_TASK DESCRIPTION_: Find the word "screenshot" in the listing; pull out each line holding it.

_EXTRACTED ENTRIES_:
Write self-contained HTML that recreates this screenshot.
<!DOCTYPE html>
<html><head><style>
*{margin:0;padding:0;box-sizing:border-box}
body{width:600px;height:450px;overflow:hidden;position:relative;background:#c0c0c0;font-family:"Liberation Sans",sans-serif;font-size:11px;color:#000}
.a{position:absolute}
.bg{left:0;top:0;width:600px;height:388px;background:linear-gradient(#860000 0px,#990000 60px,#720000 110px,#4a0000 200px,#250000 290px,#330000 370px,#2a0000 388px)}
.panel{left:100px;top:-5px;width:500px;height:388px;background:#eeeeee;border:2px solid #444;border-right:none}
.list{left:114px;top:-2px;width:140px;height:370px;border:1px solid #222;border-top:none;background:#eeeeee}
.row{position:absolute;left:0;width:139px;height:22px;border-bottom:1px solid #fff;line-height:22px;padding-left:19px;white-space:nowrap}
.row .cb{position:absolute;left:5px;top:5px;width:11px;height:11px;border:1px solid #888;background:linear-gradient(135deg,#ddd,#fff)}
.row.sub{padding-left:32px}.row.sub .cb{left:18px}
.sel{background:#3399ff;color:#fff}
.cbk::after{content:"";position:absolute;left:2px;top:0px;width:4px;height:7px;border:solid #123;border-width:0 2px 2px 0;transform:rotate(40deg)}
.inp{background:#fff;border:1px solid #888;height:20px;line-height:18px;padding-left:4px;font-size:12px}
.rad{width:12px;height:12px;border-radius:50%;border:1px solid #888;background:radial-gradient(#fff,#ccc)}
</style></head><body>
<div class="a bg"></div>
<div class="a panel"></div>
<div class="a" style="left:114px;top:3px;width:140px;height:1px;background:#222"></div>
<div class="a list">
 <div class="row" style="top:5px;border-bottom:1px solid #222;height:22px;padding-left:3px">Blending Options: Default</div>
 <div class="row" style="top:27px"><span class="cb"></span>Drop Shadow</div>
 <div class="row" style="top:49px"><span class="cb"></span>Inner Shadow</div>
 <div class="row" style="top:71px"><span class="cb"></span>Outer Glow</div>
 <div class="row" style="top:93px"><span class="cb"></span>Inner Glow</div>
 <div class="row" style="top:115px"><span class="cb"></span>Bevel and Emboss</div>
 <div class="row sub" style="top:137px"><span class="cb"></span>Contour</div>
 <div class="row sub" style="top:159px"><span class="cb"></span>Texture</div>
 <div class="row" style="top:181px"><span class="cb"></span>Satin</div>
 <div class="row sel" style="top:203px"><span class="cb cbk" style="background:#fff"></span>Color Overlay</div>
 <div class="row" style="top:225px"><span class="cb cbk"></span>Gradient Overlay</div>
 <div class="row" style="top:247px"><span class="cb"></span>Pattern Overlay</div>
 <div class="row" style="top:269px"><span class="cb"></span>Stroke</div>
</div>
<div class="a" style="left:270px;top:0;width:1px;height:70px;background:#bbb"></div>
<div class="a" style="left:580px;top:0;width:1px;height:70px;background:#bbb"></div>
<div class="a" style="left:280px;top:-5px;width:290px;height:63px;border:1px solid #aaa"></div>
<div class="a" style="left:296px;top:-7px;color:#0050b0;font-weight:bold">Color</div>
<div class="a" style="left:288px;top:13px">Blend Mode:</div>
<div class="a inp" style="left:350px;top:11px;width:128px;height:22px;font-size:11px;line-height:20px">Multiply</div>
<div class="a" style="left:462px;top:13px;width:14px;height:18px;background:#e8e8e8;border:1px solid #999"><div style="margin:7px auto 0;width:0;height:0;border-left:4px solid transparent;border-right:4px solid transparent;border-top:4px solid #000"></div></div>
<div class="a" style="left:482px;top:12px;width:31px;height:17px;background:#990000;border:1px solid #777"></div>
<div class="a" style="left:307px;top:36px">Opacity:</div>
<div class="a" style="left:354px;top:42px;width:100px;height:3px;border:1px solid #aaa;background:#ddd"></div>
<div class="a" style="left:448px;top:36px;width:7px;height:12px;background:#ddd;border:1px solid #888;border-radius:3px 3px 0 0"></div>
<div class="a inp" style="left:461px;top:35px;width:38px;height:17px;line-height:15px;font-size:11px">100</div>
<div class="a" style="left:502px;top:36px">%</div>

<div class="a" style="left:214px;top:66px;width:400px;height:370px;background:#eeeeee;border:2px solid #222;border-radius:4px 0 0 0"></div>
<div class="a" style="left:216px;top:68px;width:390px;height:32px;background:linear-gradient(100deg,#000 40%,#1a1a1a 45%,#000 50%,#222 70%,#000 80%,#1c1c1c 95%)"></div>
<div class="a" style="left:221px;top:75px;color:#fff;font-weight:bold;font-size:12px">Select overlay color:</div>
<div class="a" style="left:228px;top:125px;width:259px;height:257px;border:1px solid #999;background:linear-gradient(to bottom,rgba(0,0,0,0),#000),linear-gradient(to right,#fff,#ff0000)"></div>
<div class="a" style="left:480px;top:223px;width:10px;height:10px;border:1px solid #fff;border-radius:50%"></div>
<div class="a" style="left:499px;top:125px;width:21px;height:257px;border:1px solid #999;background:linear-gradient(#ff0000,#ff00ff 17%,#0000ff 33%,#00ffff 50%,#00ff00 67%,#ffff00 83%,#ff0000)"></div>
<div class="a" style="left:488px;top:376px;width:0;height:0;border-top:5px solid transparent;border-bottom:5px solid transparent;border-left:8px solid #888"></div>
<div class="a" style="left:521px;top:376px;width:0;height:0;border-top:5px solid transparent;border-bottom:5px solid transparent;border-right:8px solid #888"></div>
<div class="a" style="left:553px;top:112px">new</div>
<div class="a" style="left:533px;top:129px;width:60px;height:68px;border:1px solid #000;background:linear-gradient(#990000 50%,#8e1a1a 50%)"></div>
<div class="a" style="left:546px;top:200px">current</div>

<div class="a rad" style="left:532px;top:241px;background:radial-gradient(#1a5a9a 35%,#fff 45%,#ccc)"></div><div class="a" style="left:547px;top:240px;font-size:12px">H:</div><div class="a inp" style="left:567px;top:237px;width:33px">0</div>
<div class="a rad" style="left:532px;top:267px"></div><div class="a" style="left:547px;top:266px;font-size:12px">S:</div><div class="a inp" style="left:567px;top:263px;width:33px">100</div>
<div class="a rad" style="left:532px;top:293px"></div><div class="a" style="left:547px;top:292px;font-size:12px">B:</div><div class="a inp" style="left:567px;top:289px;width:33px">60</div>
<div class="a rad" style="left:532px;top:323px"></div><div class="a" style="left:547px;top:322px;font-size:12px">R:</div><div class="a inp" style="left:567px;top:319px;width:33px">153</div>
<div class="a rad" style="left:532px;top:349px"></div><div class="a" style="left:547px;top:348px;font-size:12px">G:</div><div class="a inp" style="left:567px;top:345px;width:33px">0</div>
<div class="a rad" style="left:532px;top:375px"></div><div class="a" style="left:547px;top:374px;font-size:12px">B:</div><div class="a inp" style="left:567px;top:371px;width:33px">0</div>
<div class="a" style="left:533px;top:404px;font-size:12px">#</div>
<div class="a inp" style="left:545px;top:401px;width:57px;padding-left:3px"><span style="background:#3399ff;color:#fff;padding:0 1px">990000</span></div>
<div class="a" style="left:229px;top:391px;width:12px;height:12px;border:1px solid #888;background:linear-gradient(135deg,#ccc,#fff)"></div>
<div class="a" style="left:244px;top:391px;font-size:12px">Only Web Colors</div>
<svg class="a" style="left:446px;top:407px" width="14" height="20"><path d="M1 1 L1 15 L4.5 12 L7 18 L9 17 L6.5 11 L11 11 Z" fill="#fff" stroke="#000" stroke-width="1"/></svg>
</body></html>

* * *

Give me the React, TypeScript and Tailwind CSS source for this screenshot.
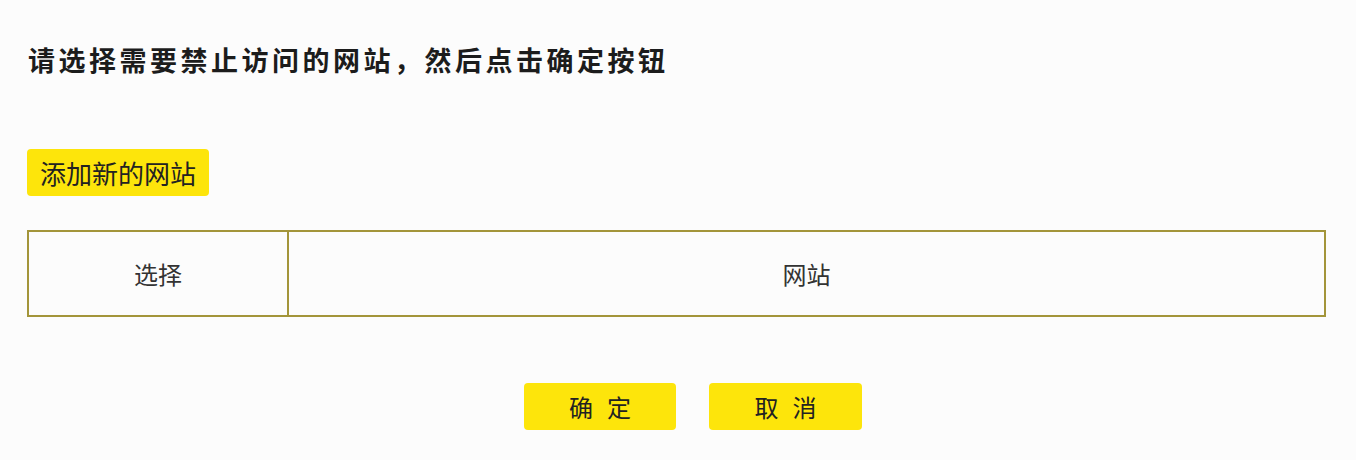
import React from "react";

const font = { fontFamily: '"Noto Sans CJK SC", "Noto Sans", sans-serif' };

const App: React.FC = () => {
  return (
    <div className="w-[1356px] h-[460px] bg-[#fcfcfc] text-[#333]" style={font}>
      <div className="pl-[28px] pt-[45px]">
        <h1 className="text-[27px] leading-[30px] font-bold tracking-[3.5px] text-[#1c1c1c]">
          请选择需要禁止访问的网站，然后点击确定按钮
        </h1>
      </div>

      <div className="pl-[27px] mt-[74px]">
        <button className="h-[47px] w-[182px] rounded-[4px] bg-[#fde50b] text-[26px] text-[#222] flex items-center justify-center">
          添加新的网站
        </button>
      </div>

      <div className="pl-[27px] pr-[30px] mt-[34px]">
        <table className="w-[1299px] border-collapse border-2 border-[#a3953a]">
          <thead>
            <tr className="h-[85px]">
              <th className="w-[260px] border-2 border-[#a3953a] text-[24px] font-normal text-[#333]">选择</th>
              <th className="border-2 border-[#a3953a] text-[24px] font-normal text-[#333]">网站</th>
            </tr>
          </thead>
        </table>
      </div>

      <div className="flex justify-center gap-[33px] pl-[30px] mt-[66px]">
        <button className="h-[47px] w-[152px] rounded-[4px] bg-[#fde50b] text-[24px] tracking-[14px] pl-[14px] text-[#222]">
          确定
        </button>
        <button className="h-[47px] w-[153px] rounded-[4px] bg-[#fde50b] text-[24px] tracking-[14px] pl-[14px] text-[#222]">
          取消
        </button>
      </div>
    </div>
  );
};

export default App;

_TASK OUTPUT_:
Write self-contained HTML that recreates this screenshot.
Give me the React, TypeScript and Tailwind CSS source for this screenshot.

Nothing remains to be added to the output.